The phenomenon of judging in a negative way an artist's output that directly invokes spirituality is also present in one of America's greatest composers, Duke Ellington. From all accounts Duke was always a spiritual man, going back to his childhood in Washington D.C. when he would go to both his mother's and his father's Church on Sunday. Obviously, there were certain tenets of a religious life that Duke continually ignored, such as his lifelong affairs with women, but no one can contend his view of God was unimportant to him, and he showed that in his music. The spiritual theme from "Black, Brown & Beige," entitled "Come Sunday," is a masterful song that both describes the joy African-Americans found in church, and has a sonority that can evoke the transcendence of existence for even non-believers. Later, with his three sacred concerts, described by Duke himself as "the most important things I have ever done," he was able to bring his spirituality to its full display. However, for many serious scholars and fans of Ellington, his sacred music is often not held in very high regard. I have always sensed a level of discomfort, even, at the music, as if the reviewer him or herself cannot bring themselves to like the music due to its spiritual themes. They would rather think of Ellington as this mythical figure, surely not bound by the trappings of old-time religion, the composer who best put the African-American experience into music. But one cannot tell the story of the African-American experience without religion, so such views have always confused me. I find it very easy, even as a non-believer myself, to set aside the spiritual messages and focus on the music, and in my opinion there is a great deal to appreciate.

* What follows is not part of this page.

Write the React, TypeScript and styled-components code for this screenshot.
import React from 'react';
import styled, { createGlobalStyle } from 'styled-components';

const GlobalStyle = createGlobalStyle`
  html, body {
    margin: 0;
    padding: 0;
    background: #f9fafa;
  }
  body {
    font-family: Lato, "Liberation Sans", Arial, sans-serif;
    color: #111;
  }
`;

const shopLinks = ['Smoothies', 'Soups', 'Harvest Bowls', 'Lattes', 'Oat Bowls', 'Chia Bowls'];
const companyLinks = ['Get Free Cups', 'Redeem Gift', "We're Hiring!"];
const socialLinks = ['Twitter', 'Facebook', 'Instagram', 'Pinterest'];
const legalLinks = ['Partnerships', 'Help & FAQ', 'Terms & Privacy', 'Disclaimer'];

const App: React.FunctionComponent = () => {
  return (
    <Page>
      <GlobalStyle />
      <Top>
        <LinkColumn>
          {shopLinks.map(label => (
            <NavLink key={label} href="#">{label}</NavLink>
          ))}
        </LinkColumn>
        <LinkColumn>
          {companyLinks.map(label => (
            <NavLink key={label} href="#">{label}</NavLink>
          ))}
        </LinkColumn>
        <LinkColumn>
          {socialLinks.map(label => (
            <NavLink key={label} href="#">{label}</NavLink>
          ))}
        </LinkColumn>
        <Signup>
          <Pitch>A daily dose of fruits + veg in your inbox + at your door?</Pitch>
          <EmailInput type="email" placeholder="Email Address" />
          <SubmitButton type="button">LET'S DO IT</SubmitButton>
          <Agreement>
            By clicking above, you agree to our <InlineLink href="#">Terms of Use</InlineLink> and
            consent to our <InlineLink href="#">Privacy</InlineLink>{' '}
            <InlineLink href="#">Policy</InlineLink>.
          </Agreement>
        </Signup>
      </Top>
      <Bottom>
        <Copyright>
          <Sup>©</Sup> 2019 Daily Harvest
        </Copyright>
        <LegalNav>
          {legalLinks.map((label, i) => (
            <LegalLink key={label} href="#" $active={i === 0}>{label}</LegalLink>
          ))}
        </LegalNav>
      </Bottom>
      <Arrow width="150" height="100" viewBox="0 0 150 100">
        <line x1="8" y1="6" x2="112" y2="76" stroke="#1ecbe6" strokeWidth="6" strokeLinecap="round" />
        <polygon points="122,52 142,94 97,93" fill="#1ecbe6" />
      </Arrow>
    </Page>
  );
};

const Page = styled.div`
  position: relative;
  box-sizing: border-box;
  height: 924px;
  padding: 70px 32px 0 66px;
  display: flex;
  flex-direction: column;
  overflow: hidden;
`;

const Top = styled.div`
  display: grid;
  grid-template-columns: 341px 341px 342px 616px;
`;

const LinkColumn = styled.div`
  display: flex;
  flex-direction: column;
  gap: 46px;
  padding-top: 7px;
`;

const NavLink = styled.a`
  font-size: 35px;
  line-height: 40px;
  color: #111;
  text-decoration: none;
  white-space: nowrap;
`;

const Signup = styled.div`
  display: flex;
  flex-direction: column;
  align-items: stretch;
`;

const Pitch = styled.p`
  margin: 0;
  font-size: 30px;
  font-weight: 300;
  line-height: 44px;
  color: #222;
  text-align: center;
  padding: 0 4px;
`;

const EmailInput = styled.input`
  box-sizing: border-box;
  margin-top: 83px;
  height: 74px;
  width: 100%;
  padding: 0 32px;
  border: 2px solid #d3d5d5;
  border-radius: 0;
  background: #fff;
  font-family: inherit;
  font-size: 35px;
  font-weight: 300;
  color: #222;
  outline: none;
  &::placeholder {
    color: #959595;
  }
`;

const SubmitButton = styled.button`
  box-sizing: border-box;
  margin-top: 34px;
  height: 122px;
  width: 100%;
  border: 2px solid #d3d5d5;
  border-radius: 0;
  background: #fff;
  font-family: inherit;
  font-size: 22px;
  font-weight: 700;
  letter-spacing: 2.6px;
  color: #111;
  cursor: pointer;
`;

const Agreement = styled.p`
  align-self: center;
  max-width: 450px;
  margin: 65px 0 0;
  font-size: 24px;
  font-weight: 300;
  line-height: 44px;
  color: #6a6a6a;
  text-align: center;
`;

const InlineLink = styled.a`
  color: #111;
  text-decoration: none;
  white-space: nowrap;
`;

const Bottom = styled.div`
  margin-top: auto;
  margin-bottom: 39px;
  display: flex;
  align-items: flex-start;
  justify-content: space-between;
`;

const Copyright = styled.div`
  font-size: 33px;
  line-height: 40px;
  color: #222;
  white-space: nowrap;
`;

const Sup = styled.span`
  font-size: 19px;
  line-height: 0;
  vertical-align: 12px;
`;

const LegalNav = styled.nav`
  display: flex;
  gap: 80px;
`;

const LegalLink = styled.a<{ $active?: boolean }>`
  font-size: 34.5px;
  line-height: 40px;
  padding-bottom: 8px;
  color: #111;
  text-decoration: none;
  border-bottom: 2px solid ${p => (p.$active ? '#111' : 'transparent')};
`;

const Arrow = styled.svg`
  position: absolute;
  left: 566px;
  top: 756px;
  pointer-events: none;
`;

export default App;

I am a little surprised that you don't mention Elegua, the Yoruban orisha who is seen as the messenger of the crossroads. (or maybe I missed something). I think that Robert Farris Thompson may discuss this in his book Flash of the Spirit. The spiritual meeting ground at the crossroads was a concept that was deeply embedded in West African religion and mythology - and in this area of the Delta there were many elements that were retained from the Yoruban religions and practices.
Excellent! You can feel the energy of something beyond the mundane in those old blues recordings. Patton is my favorite of them and I have nearly worn out my cds of his recordings listening to them. Something ethereal crawls through those recordings and into your ears, mind and soul listening to him. I like Johnson too, but his music is harder for me to listen to for any length of time. Something is darker and more disturbing, to me at least, in his recordings, but they simply shimmer with the spirit of his muse. I am loving this book! Anyone who doesn't hear the deeply transgressive and trance-state energies of the old blues just doesn't know what they are hearing, and wouldn't know a spiritual experience if it bit them on the backside. :-)
My father was from Clarksdale, his father moved the family away after the '27 flood. I worked on the Delta and saw and heard many things. It is a different kind of place.
Thanks, Ted, love your work! Have you read William Blake's "The Marriage of Heaven and Hell?" I think you'd appreciate the connection . . . Blake writes, "I tell you, no virtue can exist without breaking these ten commandments," which came to mind when you wrote "with every one of the Ten Commandments getting trampled upon."
This is just great. Can’t wait for more... on all this, Jason Bivins’ Spirits Rejoice is wonderful.
🙏 🙏🙏🙏 this will be transformative for many.
Those who believe the devil doesn’t exist, look at how many people kill others and themselves daily, then think about it.
It’s not just Johnson and the Blues, it’s everyone and everywhere that we each find that devil or devils or the demons, and once you have seen the horror that man does to himself and others, you will know.
Looking forward to part two.
Enjoying this discussion stirred up by your quest, Ted, and by those who are commenting from their quests. There is a mystical quality of soul/spiritual/blues music that pulls on the strings of human struggle with the divine and the devil. Alan Lorax curated slave songs that have this same mystical quality of communicating hope while wearing the chains of slavery.
Hi Ted. I'm torn between my enjoyment of reading this book and my frustration at having to wait a month between episodes. But I know we're getting it more quickly than if you'd had to find a conventional publisher. I'm looking forward to reading what you have to say about the Yoruba tradition. I encountered this on a trip to Cuba and was struck by its parallels to Catholicism.
Maaan, within the last week I just put up on my wall a postcard of this picture of Trane with his holy horn...! All praise Ohnedaruth...and Robert Johnson too!